▶

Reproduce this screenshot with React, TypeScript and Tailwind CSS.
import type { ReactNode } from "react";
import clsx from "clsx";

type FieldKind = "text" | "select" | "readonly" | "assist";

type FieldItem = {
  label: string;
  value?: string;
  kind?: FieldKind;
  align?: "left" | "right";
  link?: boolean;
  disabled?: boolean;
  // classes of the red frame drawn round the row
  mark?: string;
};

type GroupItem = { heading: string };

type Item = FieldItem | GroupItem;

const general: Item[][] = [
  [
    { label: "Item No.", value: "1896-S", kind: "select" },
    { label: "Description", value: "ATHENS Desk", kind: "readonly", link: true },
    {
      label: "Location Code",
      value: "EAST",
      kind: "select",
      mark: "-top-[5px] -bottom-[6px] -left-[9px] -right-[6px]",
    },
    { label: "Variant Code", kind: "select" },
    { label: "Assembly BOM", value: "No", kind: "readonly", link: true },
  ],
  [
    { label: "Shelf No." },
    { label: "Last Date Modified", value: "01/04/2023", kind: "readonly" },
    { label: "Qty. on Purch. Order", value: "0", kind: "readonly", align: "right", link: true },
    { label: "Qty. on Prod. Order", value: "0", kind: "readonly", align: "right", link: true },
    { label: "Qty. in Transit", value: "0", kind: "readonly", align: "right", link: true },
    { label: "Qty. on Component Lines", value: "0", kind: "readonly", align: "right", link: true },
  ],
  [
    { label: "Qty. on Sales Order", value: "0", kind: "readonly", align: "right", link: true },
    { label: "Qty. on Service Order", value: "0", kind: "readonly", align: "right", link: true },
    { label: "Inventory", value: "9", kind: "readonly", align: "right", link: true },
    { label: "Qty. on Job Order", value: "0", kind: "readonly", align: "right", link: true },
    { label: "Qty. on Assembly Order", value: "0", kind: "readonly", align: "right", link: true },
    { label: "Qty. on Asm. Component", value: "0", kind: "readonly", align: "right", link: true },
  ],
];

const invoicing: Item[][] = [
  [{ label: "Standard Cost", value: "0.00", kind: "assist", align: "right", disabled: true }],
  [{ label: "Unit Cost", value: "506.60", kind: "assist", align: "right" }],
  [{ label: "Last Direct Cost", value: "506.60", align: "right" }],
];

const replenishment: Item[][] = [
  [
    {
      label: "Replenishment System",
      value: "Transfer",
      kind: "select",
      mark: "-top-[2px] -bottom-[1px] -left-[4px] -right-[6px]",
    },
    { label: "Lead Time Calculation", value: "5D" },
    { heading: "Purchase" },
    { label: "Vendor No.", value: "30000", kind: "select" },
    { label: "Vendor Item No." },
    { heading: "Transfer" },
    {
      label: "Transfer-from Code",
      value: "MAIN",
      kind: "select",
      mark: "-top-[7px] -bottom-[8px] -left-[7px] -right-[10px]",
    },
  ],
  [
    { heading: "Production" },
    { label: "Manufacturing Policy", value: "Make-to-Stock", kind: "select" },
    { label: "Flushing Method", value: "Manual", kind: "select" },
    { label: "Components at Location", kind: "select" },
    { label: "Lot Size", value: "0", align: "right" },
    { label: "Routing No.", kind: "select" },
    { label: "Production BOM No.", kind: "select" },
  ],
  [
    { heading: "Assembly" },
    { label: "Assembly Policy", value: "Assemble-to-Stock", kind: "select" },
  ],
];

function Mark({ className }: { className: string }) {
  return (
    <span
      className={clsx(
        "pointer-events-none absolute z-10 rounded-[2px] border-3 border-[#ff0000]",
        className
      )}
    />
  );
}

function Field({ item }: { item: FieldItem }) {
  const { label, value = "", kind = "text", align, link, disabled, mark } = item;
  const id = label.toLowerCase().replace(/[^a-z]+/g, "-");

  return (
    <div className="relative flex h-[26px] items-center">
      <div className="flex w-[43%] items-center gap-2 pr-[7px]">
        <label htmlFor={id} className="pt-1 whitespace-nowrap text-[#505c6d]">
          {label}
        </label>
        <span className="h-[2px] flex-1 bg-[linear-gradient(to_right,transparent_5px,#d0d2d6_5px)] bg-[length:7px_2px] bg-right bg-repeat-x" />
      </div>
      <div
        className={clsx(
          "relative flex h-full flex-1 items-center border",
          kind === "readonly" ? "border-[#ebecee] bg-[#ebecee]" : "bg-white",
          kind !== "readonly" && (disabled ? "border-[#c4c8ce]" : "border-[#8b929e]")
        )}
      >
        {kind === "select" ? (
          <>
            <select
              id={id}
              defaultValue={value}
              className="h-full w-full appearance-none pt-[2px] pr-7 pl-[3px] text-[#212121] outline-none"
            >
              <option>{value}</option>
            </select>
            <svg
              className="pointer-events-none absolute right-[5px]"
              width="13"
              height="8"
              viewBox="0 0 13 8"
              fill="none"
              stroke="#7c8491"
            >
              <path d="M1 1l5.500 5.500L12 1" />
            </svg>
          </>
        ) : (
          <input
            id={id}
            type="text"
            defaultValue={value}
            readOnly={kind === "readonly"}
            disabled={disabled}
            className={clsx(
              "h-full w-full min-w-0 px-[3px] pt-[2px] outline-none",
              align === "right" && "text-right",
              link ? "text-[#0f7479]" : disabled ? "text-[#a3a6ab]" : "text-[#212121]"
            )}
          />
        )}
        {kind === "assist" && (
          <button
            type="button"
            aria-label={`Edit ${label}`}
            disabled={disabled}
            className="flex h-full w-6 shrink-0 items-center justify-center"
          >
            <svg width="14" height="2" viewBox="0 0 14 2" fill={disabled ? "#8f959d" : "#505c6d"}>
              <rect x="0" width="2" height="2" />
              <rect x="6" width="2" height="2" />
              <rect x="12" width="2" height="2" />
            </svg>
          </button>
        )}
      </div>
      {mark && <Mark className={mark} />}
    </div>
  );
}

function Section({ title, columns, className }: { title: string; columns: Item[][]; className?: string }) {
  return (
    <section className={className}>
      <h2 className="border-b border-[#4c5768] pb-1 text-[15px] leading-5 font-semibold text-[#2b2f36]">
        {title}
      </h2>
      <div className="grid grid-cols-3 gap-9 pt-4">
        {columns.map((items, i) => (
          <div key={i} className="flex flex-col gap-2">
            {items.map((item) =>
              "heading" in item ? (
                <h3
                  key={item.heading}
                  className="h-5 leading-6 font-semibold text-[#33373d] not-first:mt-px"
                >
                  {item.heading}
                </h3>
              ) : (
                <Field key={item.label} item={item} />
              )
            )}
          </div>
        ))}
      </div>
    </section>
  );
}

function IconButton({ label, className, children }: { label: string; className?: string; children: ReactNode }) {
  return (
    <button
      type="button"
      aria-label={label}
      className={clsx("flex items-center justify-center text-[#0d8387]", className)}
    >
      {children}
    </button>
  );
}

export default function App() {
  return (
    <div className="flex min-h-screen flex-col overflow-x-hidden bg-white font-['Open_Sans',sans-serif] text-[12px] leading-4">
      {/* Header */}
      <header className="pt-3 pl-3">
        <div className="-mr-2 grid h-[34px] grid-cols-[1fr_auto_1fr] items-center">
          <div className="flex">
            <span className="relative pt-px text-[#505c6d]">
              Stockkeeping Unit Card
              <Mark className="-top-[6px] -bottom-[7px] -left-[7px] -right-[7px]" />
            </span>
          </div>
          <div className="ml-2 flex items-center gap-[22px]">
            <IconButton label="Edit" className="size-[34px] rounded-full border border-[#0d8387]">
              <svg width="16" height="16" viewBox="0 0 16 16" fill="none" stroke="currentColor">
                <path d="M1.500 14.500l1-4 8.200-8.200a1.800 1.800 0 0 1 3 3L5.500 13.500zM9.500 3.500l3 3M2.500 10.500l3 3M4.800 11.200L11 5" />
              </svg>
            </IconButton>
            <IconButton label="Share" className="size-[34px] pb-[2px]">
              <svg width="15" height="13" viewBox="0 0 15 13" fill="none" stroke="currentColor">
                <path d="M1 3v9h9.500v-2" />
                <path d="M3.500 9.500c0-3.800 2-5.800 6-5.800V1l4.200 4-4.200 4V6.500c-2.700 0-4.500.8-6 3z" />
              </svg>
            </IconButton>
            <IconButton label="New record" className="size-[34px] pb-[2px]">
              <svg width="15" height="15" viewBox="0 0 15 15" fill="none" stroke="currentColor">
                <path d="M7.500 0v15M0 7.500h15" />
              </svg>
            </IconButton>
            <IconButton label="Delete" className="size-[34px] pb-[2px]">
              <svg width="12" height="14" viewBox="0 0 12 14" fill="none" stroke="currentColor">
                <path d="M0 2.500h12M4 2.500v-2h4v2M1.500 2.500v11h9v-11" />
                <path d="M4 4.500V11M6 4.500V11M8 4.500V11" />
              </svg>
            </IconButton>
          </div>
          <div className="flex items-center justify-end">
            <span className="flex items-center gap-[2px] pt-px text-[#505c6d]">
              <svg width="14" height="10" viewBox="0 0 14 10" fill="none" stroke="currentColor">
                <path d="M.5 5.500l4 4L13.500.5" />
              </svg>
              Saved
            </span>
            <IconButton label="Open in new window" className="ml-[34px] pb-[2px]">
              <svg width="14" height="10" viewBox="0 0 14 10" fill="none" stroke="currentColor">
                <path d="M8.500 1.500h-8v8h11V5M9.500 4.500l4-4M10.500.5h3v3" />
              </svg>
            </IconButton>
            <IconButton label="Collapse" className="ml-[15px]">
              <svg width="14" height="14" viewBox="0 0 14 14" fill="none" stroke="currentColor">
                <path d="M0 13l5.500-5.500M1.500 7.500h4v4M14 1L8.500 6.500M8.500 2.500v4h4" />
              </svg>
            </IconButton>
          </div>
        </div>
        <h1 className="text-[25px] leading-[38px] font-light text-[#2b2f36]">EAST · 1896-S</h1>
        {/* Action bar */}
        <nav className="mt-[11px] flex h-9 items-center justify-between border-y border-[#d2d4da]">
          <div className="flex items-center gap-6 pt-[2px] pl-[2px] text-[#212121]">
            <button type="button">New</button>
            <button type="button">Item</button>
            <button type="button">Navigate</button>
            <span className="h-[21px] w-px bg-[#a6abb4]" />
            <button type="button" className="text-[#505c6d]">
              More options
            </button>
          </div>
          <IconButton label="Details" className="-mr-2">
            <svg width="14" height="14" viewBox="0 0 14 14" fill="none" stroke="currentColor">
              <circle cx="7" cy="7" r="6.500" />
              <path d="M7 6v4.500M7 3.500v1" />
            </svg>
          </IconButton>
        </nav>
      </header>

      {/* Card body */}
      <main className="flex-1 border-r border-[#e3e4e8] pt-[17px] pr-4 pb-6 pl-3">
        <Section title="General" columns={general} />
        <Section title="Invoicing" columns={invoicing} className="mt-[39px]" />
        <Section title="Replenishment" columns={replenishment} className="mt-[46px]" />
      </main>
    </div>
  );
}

◀

Short problem.
Everything from the first line of the material through the line containing "type Item = FieldItem | GroupItem;" is to be printed exactly; lines after that are to be left out.

Result of the task.
Reproduce this screenshot with React, TypeScript and Tailwind CSS.
import type { ReactNode } from "react";
import clsx from "clsx";

type FieldKind = "text" | "select" | "readonly" | "assist";

type FieldItem = {
  label: string;
  value?: string;
  kind?: FieldKind;
  align?: "left" | "right";
  link?: boolean;
  disabled?: boolean;
  // classes of the red frame drawn round the row
  mark?: string;
};

type GroupItem = { heading: string };

type Item = FieldItem | GroupItem;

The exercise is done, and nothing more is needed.